REQUIREMENTS: Exactly as written, retype the listing below, omitting the pictures.

———

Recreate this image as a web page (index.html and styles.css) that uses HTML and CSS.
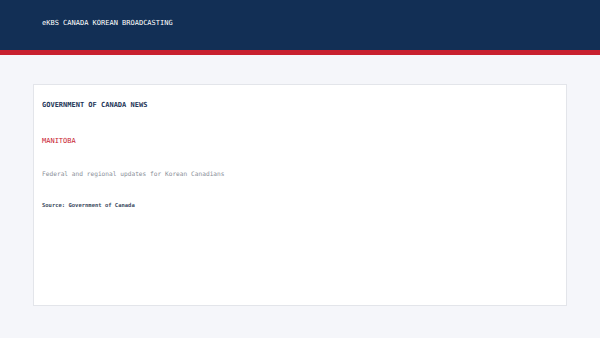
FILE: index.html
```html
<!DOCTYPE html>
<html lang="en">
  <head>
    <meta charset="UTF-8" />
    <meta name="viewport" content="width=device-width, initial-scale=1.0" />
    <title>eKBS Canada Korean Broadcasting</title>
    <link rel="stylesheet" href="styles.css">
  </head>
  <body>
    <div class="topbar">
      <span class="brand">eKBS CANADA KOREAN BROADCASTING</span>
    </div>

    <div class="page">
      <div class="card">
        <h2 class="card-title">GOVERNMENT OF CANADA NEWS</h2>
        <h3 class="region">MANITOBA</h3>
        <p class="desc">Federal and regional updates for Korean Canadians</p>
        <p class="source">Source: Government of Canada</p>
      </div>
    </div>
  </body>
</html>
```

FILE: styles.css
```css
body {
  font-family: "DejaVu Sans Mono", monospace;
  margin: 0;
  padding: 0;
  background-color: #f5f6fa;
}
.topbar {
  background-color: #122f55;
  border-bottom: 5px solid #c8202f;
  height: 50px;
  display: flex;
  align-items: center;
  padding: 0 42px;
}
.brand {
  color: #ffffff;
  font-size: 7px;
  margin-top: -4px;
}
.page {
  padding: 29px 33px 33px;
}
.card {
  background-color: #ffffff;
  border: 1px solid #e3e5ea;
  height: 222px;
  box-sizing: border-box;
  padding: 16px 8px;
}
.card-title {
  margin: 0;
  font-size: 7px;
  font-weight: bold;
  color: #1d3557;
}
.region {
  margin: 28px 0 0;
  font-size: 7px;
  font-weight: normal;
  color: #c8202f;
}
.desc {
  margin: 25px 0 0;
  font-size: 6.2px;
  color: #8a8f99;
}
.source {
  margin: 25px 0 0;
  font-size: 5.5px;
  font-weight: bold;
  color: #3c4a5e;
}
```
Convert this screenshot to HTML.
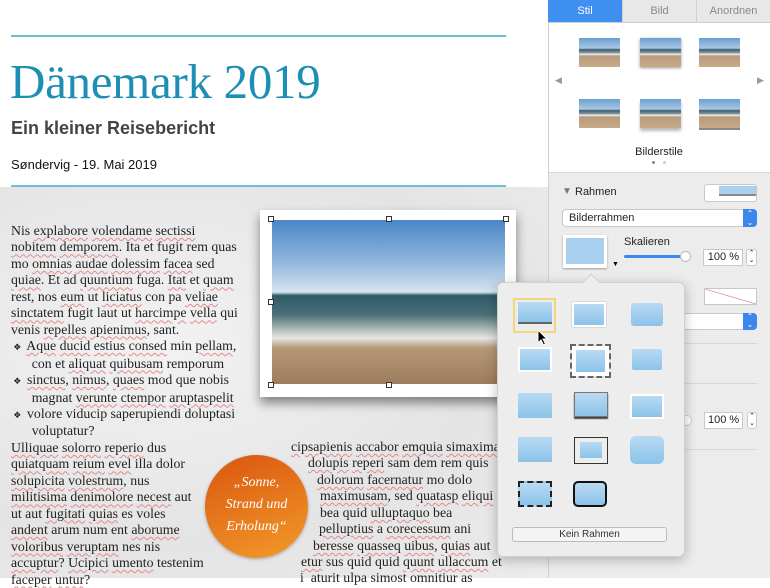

———

FULL ANSWER:
Recreate this image as a web page (index.html and styles.css) that uses HTML and CSS.
FILE: index.html
```html
<!DOCTYPE html>
<html lang="en">
  <head>
    <meta charset="UTF-8" />
    <meta name="viewport" content="width=device-width, initial-scale=1.0" />
    <title>eKBS Canada Korean Broadcasting</title>
    <link rel="stylesheet" href="styles.css">
  </head>
  <body>
    <div class="topbar">
      <span class="brand">eKBS CANADA KOREAN BROADCASTING</span>
    </div>

    <div class="page">
      <div class="card">
        <h2 class="card-title">GOVERNMENT OF CANADA NEWS</h2>
        <h3 class="region">MANITOBA</h3>
        <p class="desc">Federal and regional updates for Korean Canadians</p>
        <p class="source">Source: Government of Canada</p>
      </div>
    </div>
  </body>
</html>
```

FILE: styles.css
```css
body {
  font-family: "DejaVu Sans Mono", monospace;
  margin: 0;
  padding: 0;
  background-color: #f5f6fa;
}
.topbar {
  background-color: #122f55;
  border-bottom: 5px solid #c8202f;
  height: 50px;
  display: flex;
  align-items: center;
  padding: 0 42px;
}
.brand {
  color: #ffffff;
  font-size: 7px;
  margin-top: -4px;
}
.page {
  padding: 29px 33px 33px;
}
.card {
  background-color: #ffffff;
  border: 1px solid #e3e5ea;
  height: 222px;
  box-sizing: border-box;
  padding: 16px 8px;
}
.card-title {
  margin: 0;
  font-size: 7px;
  font-weight: bold;
  color: #1d3557;
}
.region {
  margin: 28px 0 0;
  font-size: 7px;
  font-weight: normal;
  color: #c8202f;
}
.desc {
  margin: 25px 0 0;
  font-size: 6.2px;
  color: #8a8f99;
}
.source {
  margin: 25px 0 0;
  font-size: 5.5px;
  font-weight: bold;
  color: #3c4a5e;
}
```
Convert this screenshot to HTML.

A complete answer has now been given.